Subject: Travel Expenses

Question

Are you entitled to a deduction for cost of travel and accommodation expenses for travel between home and work?

Answer

No.

This ruling applies for the following period

Year ending 30 June 2011

Year ending 30 June 2012

The scheme commenced on

1 July 2010

Relevant facts

You and your spouse lived and worked in Town A .

In a particular year your spouse was transferred to Town B to work.

You transferred to Town B with your spouse and worked in a relief position.

Due to a lack of work opportunities you intend to return to Town A to work and travel back to the family home in Town B on a weekly basis.

You will not receive an allowance for travel or accommodation.

Relevant legislative provisions

Income Tax Assessment Act 1997 Section 8-1

Reasons for decision

Section 8-1 of the Income Tax Assessment Act 1997 (ITAA 1997) allows a deduction for all outgoings to the extent to which they are incurred in gaining or producing assessable income, or are necessarily incurred in carrying on a business for that purpose. However, a deduction is not allowable for outgoings that are of a capital, private or domestic nature.

Generally, accommodation expenses are private in nature and are not deductible. In Lunney v. FC of T (1958) 100 CLR 478 the Full High Court laid down the principle that for a deduction to be allowable it is not enough for the expenditure to be an essential prerequisite to the derivation of assessable income. In that case it was held that the costs incurred by a taxpayer in travelling to the place where they work are expenses incurred in order to enable them to earn income but are not expenses incurred in the course of earning that income.

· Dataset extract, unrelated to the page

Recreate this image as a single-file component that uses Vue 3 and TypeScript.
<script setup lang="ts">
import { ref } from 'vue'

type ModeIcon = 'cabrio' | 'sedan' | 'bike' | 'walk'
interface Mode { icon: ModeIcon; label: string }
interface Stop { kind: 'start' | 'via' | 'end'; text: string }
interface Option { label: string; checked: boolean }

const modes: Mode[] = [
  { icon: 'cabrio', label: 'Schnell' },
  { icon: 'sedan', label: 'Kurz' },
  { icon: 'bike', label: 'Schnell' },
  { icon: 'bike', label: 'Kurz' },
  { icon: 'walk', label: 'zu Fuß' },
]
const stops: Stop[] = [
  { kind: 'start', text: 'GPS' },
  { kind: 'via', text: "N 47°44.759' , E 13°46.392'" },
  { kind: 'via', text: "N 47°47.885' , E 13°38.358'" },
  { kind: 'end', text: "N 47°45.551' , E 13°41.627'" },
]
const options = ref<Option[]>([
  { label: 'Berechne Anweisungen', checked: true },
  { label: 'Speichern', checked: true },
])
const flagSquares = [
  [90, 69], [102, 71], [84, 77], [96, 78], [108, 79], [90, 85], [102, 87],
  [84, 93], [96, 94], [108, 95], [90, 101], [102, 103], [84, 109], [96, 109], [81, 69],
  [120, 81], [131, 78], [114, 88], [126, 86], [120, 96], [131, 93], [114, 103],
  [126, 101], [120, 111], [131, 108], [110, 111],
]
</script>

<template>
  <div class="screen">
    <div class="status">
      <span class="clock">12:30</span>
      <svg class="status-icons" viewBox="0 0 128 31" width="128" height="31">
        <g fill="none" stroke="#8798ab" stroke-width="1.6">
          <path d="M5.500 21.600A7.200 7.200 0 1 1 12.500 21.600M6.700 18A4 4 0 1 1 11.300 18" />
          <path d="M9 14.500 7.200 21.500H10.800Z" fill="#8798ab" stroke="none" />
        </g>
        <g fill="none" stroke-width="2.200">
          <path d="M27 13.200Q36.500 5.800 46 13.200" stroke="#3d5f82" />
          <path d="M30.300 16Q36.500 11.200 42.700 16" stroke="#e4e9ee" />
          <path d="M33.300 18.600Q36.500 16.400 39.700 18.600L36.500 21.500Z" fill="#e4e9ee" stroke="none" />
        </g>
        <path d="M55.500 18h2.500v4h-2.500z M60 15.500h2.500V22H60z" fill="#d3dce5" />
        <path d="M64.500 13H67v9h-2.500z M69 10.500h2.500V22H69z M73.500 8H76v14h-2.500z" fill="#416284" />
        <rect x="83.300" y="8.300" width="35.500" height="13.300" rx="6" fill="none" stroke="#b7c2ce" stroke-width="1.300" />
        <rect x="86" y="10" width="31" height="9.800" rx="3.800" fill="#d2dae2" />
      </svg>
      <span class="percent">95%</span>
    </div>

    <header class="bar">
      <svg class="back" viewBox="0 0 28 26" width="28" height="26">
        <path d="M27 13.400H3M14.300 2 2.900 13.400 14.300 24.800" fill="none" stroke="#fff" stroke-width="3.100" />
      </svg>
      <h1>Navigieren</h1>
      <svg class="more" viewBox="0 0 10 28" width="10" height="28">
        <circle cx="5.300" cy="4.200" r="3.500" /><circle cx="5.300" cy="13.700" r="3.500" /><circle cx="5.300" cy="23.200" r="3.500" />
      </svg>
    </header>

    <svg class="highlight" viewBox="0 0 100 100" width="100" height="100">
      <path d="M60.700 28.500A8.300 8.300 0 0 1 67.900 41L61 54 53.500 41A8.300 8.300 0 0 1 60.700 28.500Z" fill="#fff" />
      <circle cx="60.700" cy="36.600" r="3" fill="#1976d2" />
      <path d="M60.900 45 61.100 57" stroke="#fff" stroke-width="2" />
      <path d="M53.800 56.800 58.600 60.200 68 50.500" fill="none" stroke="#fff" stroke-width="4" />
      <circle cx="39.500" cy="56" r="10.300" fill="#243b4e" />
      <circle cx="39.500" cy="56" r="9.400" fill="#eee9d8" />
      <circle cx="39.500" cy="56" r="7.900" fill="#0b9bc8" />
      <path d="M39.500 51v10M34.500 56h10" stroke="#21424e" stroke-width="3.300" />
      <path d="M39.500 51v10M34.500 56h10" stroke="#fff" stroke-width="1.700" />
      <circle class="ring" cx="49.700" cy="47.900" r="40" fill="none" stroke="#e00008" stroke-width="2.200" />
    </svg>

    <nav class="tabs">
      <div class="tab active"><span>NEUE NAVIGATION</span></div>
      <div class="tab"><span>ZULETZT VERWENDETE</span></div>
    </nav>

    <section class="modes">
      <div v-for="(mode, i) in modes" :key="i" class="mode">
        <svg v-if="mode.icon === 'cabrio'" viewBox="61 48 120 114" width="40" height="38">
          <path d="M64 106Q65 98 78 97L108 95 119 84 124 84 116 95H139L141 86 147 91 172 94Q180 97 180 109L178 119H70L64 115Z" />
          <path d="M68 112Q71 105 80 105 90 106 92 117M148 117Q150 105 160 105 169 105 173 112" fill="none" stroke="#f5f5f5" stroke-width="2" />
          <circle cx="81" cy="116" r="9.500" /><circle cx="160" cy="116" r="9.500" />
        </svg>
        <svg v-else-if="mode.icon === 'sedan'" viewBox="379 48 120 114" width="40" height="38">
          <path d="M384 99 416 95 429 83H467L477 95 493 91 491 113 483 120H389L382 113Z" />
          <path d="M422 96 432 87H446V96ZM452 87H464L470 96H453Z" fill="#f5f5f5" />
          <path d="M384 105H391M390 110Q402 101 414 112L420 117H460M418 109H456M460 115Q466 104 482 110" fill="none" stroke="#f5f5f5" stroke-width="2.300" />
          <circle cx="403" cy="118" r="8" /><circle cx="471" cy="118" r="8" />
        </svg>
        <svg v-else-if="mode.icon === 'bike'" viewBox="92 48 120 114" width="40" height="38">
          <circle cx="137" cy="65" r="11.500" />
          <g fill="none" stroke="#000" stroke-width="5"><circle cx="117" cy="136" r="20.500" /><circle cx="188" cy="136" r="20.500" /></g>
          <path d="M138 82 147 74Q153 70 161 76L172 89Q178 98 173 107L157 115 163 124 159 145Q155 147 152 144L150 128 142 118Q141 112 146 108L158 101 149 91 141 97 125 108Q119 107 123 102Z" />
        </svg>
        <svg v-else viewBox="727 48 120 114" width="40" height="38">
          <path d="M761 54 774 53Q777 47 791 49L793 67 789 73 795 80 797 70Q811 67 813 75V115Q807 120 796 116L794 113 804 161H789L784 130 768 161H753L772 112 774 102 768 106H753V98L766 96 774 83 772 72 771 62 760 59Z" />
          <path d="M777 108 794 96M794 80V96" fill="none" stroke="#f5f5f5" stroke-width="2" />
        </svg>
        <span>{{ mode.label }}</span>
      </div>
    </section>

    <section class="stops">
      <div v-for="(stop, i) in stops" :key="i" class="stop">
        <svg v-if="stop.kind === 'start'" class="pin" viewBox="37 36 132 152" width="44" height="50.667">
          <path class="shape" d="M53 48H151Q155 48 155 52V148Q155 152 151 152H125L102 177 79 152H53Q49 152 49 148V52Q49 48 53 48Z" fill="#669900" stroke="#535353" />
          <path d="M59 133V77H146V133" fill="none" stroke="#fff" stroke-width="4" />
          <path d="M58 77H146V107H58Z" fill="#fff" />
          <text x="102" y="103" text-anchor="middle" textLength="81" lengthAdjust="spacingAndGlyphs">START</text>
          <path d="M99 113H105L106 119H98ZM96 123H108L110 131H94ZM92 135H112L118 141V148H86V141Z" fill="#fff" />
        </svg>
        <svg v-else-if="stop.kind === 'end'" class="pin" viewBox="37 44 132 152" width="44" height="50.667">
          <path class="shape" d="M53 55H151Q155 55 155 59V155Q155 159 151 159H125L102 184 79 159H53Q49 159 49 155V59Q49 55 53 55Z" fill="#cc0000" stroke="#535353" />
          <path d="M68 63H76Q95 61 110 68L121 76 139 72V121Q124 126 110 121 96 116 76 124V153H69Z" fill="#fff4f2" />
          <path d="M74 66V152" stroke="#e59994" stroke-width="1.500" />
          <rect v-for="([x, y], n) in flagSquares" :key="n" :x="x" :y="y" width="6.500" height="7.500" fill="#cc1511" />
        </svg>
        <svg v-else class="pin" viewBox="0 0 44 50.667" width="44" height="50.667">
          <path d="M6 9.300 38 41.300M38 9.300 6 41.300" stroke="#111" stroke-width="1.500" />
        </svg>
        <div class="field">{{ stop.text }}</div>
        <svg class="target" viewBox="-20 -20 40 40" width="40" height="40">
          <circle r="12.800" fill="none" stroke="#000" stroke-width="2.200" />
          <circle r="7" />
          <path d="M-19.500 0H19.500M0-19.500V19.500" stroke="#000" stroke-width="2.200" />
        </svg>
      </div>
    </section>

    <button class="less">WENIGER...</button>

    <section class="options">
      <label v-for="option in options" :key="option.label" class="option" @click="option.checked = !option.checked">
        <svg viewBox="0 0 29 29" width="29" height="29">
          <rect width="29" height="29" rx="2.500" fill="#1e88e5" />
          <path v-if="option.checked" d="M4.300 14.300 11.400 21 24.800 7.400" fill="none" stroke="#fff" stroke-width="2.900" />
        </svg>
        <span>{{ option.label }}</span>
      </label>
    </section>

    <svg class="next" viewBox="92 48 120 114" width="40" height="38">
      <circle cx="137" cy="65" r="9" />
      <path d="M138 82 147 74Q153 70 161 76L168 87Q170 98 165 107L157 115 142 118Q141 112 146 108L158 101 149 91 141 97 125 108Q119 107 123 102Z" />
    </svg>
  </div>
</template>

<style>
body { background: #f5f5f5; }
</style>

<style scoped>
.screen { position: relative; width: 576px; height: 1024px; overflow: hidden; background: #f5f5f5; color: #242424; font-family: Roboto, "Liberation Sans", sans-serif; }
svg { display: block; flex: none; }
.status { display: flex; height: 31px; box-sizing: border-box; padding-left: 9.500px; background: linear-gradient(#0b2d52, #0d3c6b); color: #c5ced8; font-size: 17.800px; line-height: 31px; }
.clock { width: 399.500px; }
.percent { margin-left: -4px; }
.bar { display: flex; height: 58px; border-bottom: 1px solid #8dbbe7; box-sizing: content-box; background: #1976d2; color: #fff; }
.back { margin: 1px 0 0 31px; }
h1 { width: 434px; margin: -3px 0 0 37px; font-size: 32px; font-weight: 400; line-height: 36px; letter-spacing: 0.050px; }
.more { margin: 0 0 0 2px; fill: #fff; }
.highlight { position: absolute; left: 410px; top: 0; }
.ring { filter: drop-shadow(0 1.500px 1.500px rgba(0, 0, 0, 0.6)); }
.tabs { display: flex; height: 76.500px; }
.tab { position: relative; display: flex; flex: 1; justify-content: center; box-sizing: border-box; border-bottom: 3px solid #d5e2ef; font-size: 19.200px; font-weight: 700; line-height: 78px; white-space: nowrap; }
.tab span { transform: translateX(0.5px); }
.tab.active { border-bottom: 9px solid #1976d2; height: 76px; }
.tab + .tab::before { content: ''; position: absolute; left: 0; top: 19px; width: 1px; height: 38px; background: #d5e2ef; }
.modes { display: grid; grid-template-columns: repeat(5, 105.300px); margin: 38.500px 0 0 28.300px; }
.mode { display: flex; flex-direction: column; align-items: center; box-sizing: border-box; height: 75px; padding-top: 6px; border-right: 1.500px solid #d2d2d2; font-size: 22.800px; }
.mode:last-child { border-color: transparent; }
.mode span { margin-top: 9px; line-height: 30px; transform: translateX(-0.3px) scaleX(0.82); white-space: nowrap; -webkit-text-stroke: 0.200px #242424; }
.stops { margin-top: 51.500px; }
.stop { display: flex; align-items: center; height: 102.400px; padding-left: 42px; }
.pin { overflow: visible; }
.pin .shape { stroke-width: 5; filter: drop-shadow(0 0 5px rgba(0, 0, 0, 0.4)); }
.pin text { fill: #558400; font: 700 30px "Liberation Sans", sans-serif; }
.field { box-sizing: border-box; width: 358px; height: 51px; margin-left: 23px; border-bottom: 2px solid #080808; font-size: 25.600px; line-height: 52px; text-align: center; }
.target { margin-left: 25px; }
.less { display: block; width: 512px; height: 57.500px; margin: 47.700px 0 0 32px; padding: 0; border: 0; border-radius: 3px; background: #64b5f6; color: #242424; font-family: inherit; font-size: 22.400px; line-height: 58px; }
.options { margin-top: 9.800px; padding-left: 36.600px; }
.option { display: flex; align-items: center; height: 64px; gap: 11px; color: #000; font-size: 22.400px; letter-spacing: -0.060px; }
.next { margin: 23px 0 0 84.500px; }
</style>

The issue of expenses incurred in relation to accommodation near the work place while maintaining a family residence in another location was considered in FC of T v. Toms 89 ATC 4373; (1989) 20 ATR 466 (Toms' Case).

In Toms' Case, the taxpayer was a forest worker who during the working week lived in a caravan in a bush camp 108 kilometres from his family home in Grafton. He claimed it was too far to travel each day to his work in the forest, so that it was necessary to establish a caravan at the camp. He would return home on weekends. He claimed the costs of maintaining his caravan and other living expenses such as the cost of heating and lighting. The Federal Court considered that the caravan was rendered necessary as much by the taxpayer's choice of the place of his residence in Grafton as by his choice of employment in the forest, and its purpose was to enable him to retain his residence at Grafton although employed in the forest. It was held that the expenses incurred in relation to the temporary accommodation near the workplace while maintaining a family residence in another location were dictated not by his work but by private considerations, and therefore were not deductible.

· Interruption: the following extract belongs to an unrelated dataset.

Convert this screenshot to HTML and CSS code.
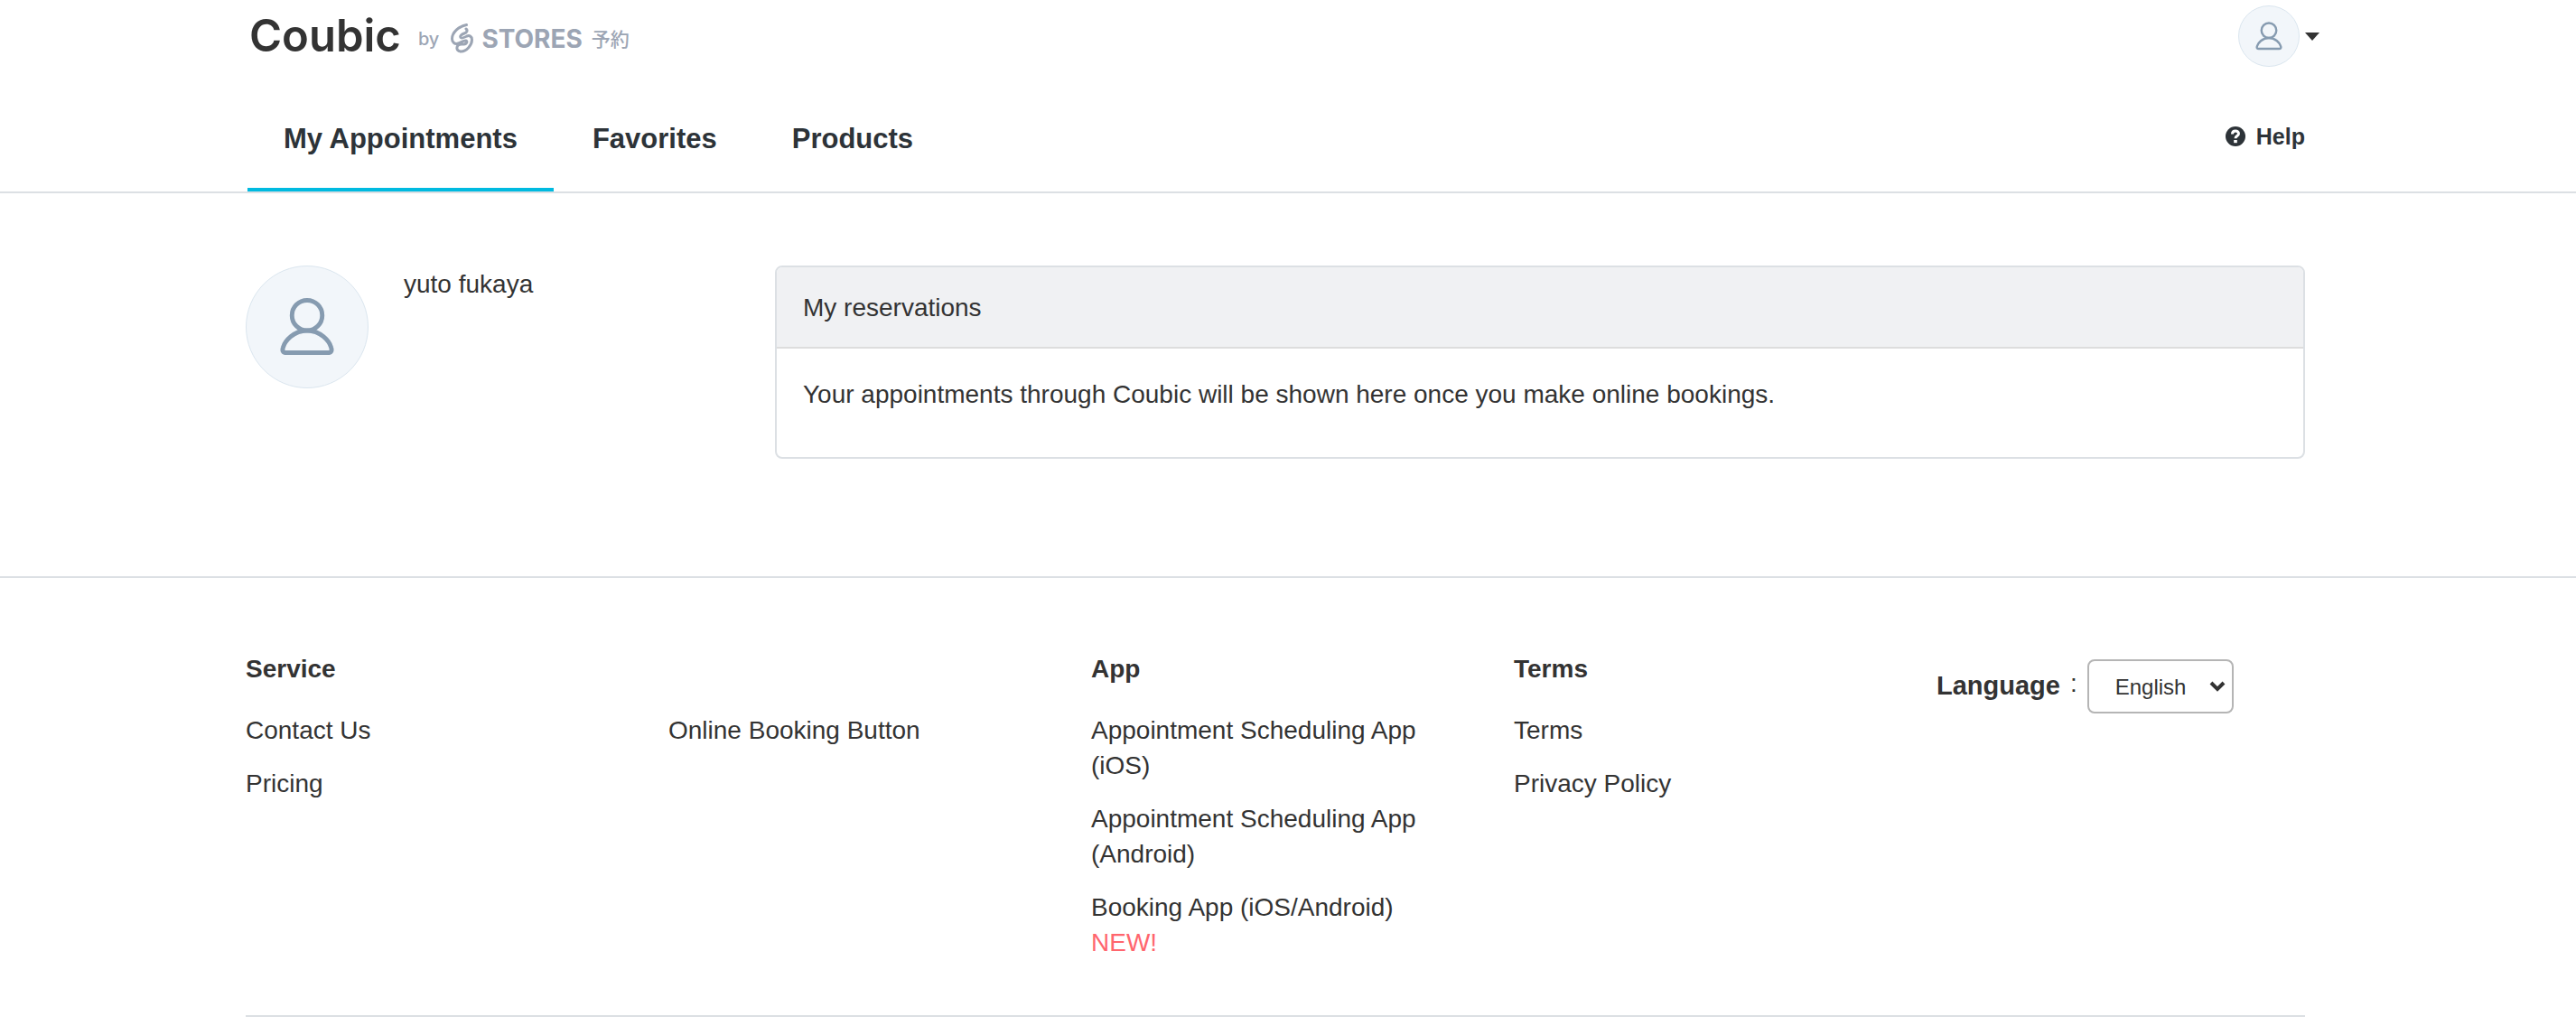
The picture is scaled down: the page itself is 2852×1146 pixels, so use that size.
FILE: index.html
```html
<!DOCTYPE html>
<html lang="en">
<head>
<meta charset="utf-8">
<title>My Appointments - Coubic</title>
<meta name="viewport" content="width=device-width, initial-scale=1">
<link rel="stylesheet" href="styles.css">
</head>
<body>
<svg class="defs" aria-hidden="true">
  <symbol id="person" viewBox="0 0 136 136">
    <circle cx="68" cy="55" r="17"/>
    <path d="M68 72C53 72 43 84 41 91Q39 97 45 97H91Q97 97 95 91C93 84 83 72 68 72Z"/>
  </symbol>
</svg>
<header class="header">
  <div class="container topbar">
    <a class="logo" href="#">
      <span class="logo-name">Coubic</span>
      <span class="logo-by">by</span>
      <svg class="logo-mark" viewBox="0 0 29 36" aria-hidden="true"><path d="M19.500 3.500C11 5 3.500 12 3.500 19c0 4 3 6.500 7 5 3-1 5-3 8-3 2.500 0 1.500 4-2 4-3 0-5-1-7 2-1.500 3 0 6 4 6 6 0 12-7 12-13 0-4-3-5-5.500-4-3 1.500-6 3-7 1.500s1-3.500 4-4.500 4-3.500 2-5"/></svg>
      <span class="logo-stores">STORES</span>
      <span class="logo-jp" lang="ja">予約</span>
    </a>
    <button class="account" type="button" aria-label="Account menu">
      <svg class="avatar avatar-small" aria-hidden="true"><use href="#person"/></svg>
      <span class="caret"></span>
    </button>
  </div>
  <div class="container navbar">
    <nav class="tabs">
      <a class="tab tab-active" href="#">My Appointments</a>
      <a class="tab" href="#">Favorites</a>
      <a class="tab" href="#">Products</a>
    </nav>
    <a class="help" href="#">
      <svg class="help-icon" viewBox="0 0 22 22" aria-hidden="true"><circle cx="11" cy="11" r="11"/><path d="M7.500 8.500C7.500 4 14.500 4 14.500 8c0 2.500-3.500 2.500-3.500 5.200"/><rect x="9.200" y="15" width="3.600" height="3.200"/></svg>
      Help
    </a>
  </div>
</header>
<main class="container main">
  <section class="profile">
    <svg class="avatar avatar-large" aria-hidden="true"><use href="#person"/></svg>
    <p class="profile-name">yuto fukaya</p>
  </section>
  <section class="panel">
    <h1 class="panel-title">My reservations</h1>
    <p class="panel-body">Your appointments through Coubic will be shown here once you make online bookings.</p>
  </section>
</main>
<footer class="footer">
  <div class="container">
    <div class="columns">
      <section>
        <h2 class="column-title">Service</h2>
        <ul class="links">
          <li><a href="#">Contact Us</a></li>
          <li><a href="#">Pricing</a></li>
        </ul>
      </section>
      <section class="column-untitled">
        <ul class="links">
          <li><a href="#">Online Booking Button</a></li>
        </ul>
      </section>
      <section>
        <h2 class="column-title">App</h2>
        <ul class="links">
          <li><a href="#">Appointment Scheduling App (iOS)</a></li>
          <li><a href="#">Appointment Scheduling App (Android)</a></li>
          <li><a href="#">Booking App (iOS/Android) <span class="new">NEW!</span></a></li>
        </ul>
      </section>
      <section>
        <h2 class="column-title">Terms</h2>
        <ul class="links">
          <li><a href="#">Terms</a></li>
          <li><a href="#">Privacy Policy</a></li>
        </ul>
      </section>
      <div class="language">
        <label class="language-label" for="language">Language</label>
        <span class="colon">:</span>
        <div class="select">
          <select id="language"><option>English</option><option>日本語</option></select>
          <svg class="chevron" viewBox="0 0 18 12" aria-hidden="true"><path d="M2 2l7 7 7-7"/></svg>
        </div>
      </div>
    </div>
  </div>
</footer>
</body>
</html>
```
FILE: styles.css
```css
* { box-sizing: border-box; }

body {
  margin: 0;
  padding: 0;
  background: #fff;
  color: #333;
  font: 28px/38px "Liberation Sans", "Noto Sans CJK JP", sans-serif;
}

h1, h2, p, ul { margin: 0; padding: 0; font-size: inherit; font-weight: inherit; }
ul { list-style: none; }
a { color: inherit; text-decoration: none; }
.defs { display: none; }

.header, .main, .footer { padding-right: 28px; }

.container { width: 100%; max-width: 2280px; margin: 0 auto; }

.header { border-bottom: 2px solid #dce0e4; }

.topbar { display: flex; justify-content: space-between; height: 80px; }

.logo { display: flex; align-items: flex-start; padding-left: 4px; color: #9ca5b4; }
.logo-name { color: #333; font: 600 49px/80px Inter, sans-serif; }
.logo-by { margin-left: 19px; font: 500 20px/86px Inter, sans-serif; }
.logo-mark { width: 29px; height: 36px; margin: 24px 7px 0 11px; fill: none; stroke: #9ca5b4; stroke-width: 3; stroke-linecap: round; }
.logo-stores { font: 700 28px/86px Inter, sans-serif; }
.logo-jp { margin-left: 10px; font: 500 21px/84px "Noto Sans CJK JP", sans-serif; }

.account { display: flex; align-items: center; gap: 6px; margin-right: -16px; padding: 0; border: 0; background: none; }
.caret { border: 8px solid transparent; border-top: 9px solid #333; border-bottom: 0; }

.avatar { flex: none; border: 1px solid #dbe6ef; border-radius: 50%; background: #f2f6fa; fill: none; stroke: #869bb0; stroke-linejoin: round; }
.avatar-small { width: 68px; height: 68px; stroke-width: 5; }
.avatar-large { width: 136px; height: 136px; stroke-width: 5; }

.navbar { display: flex; align-items: stretch; justify-content: space-between; height: 132px; color: #2d3338; font-weight: 700; }
.tabs { display: flex; gap: 3px; padding-left: 2px; }
.tab { display: flex; align-items: center; padding: 20px 40px 0; border-bottom: 4px solid transparent; font-size: 31px; }
.tab-active { border-color: #00bae0; }
.help { display: flex; align-items: center; gap: 12px; font-size: 25px; padding-top: 10px; }
.help-icon { width: 22px; height: 22px; fill: #2d3338; }
.help-icon path { fill: none; stroke: #fff; stroke-width: 3; }
.help-icon rect { fill: #fff; }

.main { display: grid; grid-template-columns: 586px 1fr; max-width: 2308px; padding-top: 80px; padding-bottom: 130px; }
.profile { display: flex; gap: 39px; }
.profile-name { padding-top: 2px; }
.panel { overflow: hidden; border: 2px solid #dce0e4; border-radius: 8px; }
.panel-title { padding: 26px 29px 24px; border-bottom: 2px solid #ddd; background: #f0f1f3; }
.panel-body { padding: 32px 29px 50px; }

.footer { border-top: 2px solid #dce0e4; }
.columns { display: grid; grid-template-columns: repeat(4, 468px) 1fr; padding: 82px 0 61px; border-bottom: 2px solid #dce0e4; }
.column-title { margin-bottom: 29px; font-weight: 700; }
.column-untitled { padding-top: 67px; }
.links { display: grid; gap: 20px; max-width: 380px; line-height: 39px; }
.new { display: block; color: #ff666e; }

.language { display: flex; align-items: center; align-self: start; padding-top: 8px; }
.language-label { padding-bottom: 2px; font-size: 29px; font-weight: 700; }
.colon { margin: 0 11px; padding-bottom: 6px; }
.select { display: grid; align-items: center; }
.select > * { grid-area: 1 / 1; }
.select select { width: 162px; height: 60px; padding: 0 29px; appearance: none; border: 2px solid #b5b5b5; border-radius: 8px; background: #fff; color: #333; font: 24px "Liberation Sans", "Noto Sans CJK JP", sans-serif; }
.chevron { justify-self: end; width: 18px; height: 12px; margin-right: 9px; fill: none; stroke: #333; stroke-width: 4; pointer-events: none; }
```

In your case, you will incur expenses for accommodation and travel to enable you to commute between your home in one town and your employment in another town. Whilst the expenses would not be incurred except for the distance of your work place from your family home, the expenses are a prerequisite to the earning of assessable income. They are incurred in order to enable you to earn income but are not incurred in the course of gaining or producing that income.

A deduction is therefore not allowable for your accommodation and travel expenses under section 8-1 of the ITAA 1997.